In spring of 1988 the Portland Central America Solidarity Committee (PCASC) began organizing for the creation of a public mural which would be a visual history of the role of the United States in Central America in the 1970s and 80s, particularly in El Salvador and Nicaragua. The mural was to be a chronicle of the darker aspects of U.S. Military involvement as well as the positive role of internationalists such as Ben Linder. Nancy Webster, director of PCASC at the time, found a site for the mural at SW 14th and Yamhill on the outside wall of David Orange's Riverway Inn restaurant. William Dyas Garnett was asked to design the mural. Work began in August 1988.  Among those mainly responsible for the painting of the mural are Kolieha Bush, Joe Cotter, Mark Meltzer, Tim Calvert, Seth Rockwell, Gideon Hughes, Bill Boese, Kyle Kajihiro, Nancy Webster, Susan Bloom, Joanne Oleksiak and many others. Charlotte Lewis, a Portland artist and muralist, was also a vital team member of the Struggle and Hope project. Her mural work and large format paintings of local African American history and community life can be seen on the walls of the McMenamins Kennedy School and at other locations around town.
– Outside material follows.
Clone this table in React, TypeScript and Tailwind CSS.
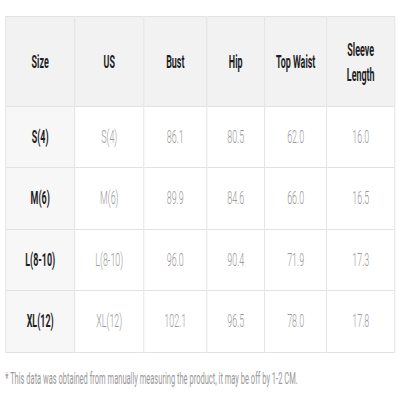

The Struggle and Hope mural was unveiled on November 14th 1988 with painter Michele Russo (whose work is also in the Rock Creek Collection) giving a welcoming speech to the appreciative crowd.

The mural was put in storage when PICASC's offices moved in the mid 1990's. In 2008, Struggle and Hope was temporarily re-installed at the Olympic Mills Commerce Center for the May/June exhibit of The Portland Mural Show and remained on display there for six months. Joanne Oleksiak, one of the mural's organizers wrote in 2016: "It is important to note that this was entirely a community generated project from the committee that had the idea, to the design team, to the over 50 community volunteers, many of them youths and children, to the final party. In these days of Portland murals primarily being painted by a single artist or a two-artist team and lacking any community involvement, not to mention social conscience, Struggle and Hope is sadly, one-of-a-kind – where a community came together during a time of US military intervention & violence in Central America to make a public work of art of public dissent.

In storage for 20 years, the mural was donated to PCC Rock Creek in June, 2015 thanks to the unanimous approval of the Rock Creek Art Advisory Committee, support of collection curator Prudence Roberts and generous funding provided by Dean of Instruction Cheryl Scott. At that time three original members of PICASC — Susan Bloom, Mark Meltzer and Lizz Schallert – wrote to the Art Advisory Committee:

"Thank you for siting the "Struggle and Hope" mural at the PCC Rock Creek Campus. We, current PCASC staff and those who helped organize and paint this mural in 1988, are very enthusiastic – not only for the placement of the mural in its new home at Rock Creek – but for the educational community it will live among. Our hope is that aside from its artistic value, the mural will create stimulating conversations about past and recent history.  With the growing Latino student body at Rock Creek, we hope the mural will be a constructive source of dialogue and inspiration about our country's relationship with Central America.

"When the mural was painted in 1988, it was the hope of Portland Central America Solidarity Committee (PCASC) to express solidarity with Central American educators, healthcare workers, and campesinos, as well as to create a memorial to the peace and justice work of Archbishop Oscar Romero of El Salvador. We also wanted to honor the work of young activists in the international community, especially Portland engineer Ben Linder. The project Ben started has been completed through the efforts of many Portlanders and for the last 14 years a scholarship in Ben's name has been awarded to engineering students at the PCC Sylvania campus.

"This mural is also a memorial to local artists—particularly its designer William Garnett, and the proximity of the mural to the place where Bill worked would be a fine tribute to his memory and his connection to PCC. The mural is the only publicly displayed mural that local community muralists Joe Cotter and Charlotte Lewis worked on together. The late Joe Cotter's community murals were full of local history and he was beloved in the mural community. The late Charlotte Lewis was revered as an artist and community educator in the African American community. We feel honored that Joe and Charlotte's work would find such a fruitful home."